Madame la présidente, madame la ministre, mes chers collègues, à quoi sert la mission « Santé » ?
Certainement pas à donner le cap et à financer la politique publique du même nom ! En effet, dans notre pays, la santé est très largement financée par l’assurance maladie.
Par ailleurs, les orientations sont données par le ministère de la santé, dont les directions sont financées par le programme support de la mission « Solidarités, insertion et égalité des chances » que nous venons d’examiner.
Enfin, ces orientations sont exécutées par le système des agences sanitaires qui, au fil des débudgétisations, ne sont plus financées que de façon résiduelle par la mission « Santé ». Seuls l’INCa, l’Oniam ou encore la part du financement de l’Anses qui revient au ministère de la santé ont résisté à ce mouvement de transfert vers l’assurance maladie.
La Haute Autorité de santé, l’Agence nationale de sécurité du médicament et des produits de santé ou encore l’Agence nationale de santé publique sont désormais financées à 100 % par la sécurité sociale.
Le bilan de ce qui était au départ une simplification, par le décroisement des dotations, et une garantie pour les gestionnaires, lesquels avaient l’assurance que leur dotation échapperait à la régulation budgétaire, est bien négatif.
Pour les parlementaires et les citoyens, c’est l’opacité de la boîte noire de l’Ondam, quand ce n’est pas, comme pour Santé publique France, un détournement complet du principe de l’autorisation budgétaire, qui permet de dépenser plusieurs milliards d’euros sans en rendre compte tout en en faisant partiellement retour au budget de l’État. On comprend que cette souplesse soit appréciée, mais elle ne nous semble pas admissible.
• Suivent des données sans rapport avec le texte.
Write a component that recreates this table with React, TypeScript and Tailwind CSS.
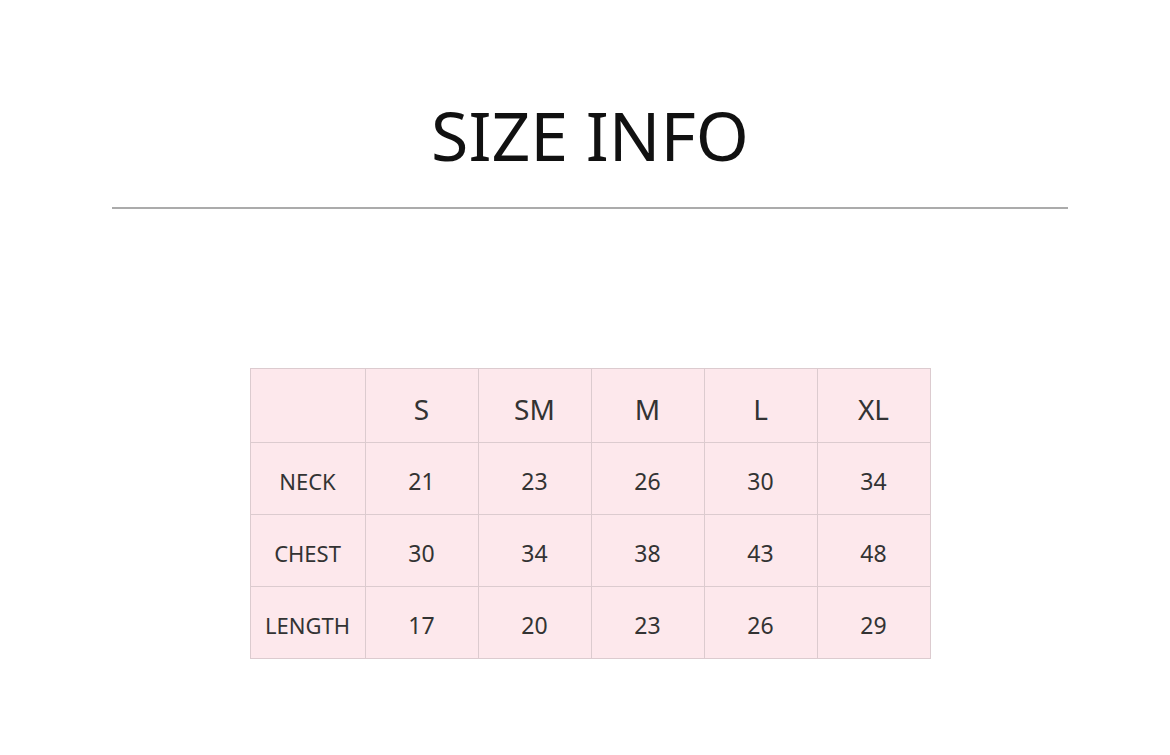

De surcroît, le changement de financeur n’est pas neutre pour les agences : un gestionnaire me faisait récemment part de sa difficulté à négocier ses effectifs avec Bercy et le reste avec la Caisse nationale de l’assurance maladie (Cnam), sans que le résultat final tienne forcément compte des différents engagements pris. La programmation des stocks d’équipements de protection ou de vaccins n’est pas l’affaire de l’assurance maladie, et c’est normal.
La mission « Santé » est donc devenue la mission de l’aide médicale de l’État. Il est tout à fait légitime de s’intéresser à ce dispositif, qui mobilise des moyens considérables, mais il ne saurait constituer à lui seul une politique de santé. Ce ne sont pas quelques actions de prévention sanitaire dispersées qui viennent infirmer ce constat.
Une nouveauté cette année : la mission « Santé » fait transiter des fonds européens vers le volet investissement Ségur du plan de relance français. Je ne suis pas certaine que cette fonction de boîte aux lettres suffise à justifier l’existence de la mission.
À défaut d’une rebudgétisation du financement des agences sanitaires, que nous privilégions en application du principe « qui paie décide » ou « qui paie pilote », il nous semble que l’existence de la mission « Santé » n’est plus justifiée et que l’AME pourrait tout aussi bien trouver sa place au sein de la mission « Solidarités, insertion et égalité des chances ».
Alors que vous réfléchissez à la réforme de votre ministère, madame la ministre, je vous demande de considérer sérieusement cette question, loin d’être anodine pour qui veut conduire une politique de santé dans notre pays.
Sous le bénéfice de ces observations, le groupe Les Républicains se prononcera néanmoins en faveur des crédits de cette mission, sous réserve de l’adoption des amendements proposés par la commission des finances et la commission des affaires sociales.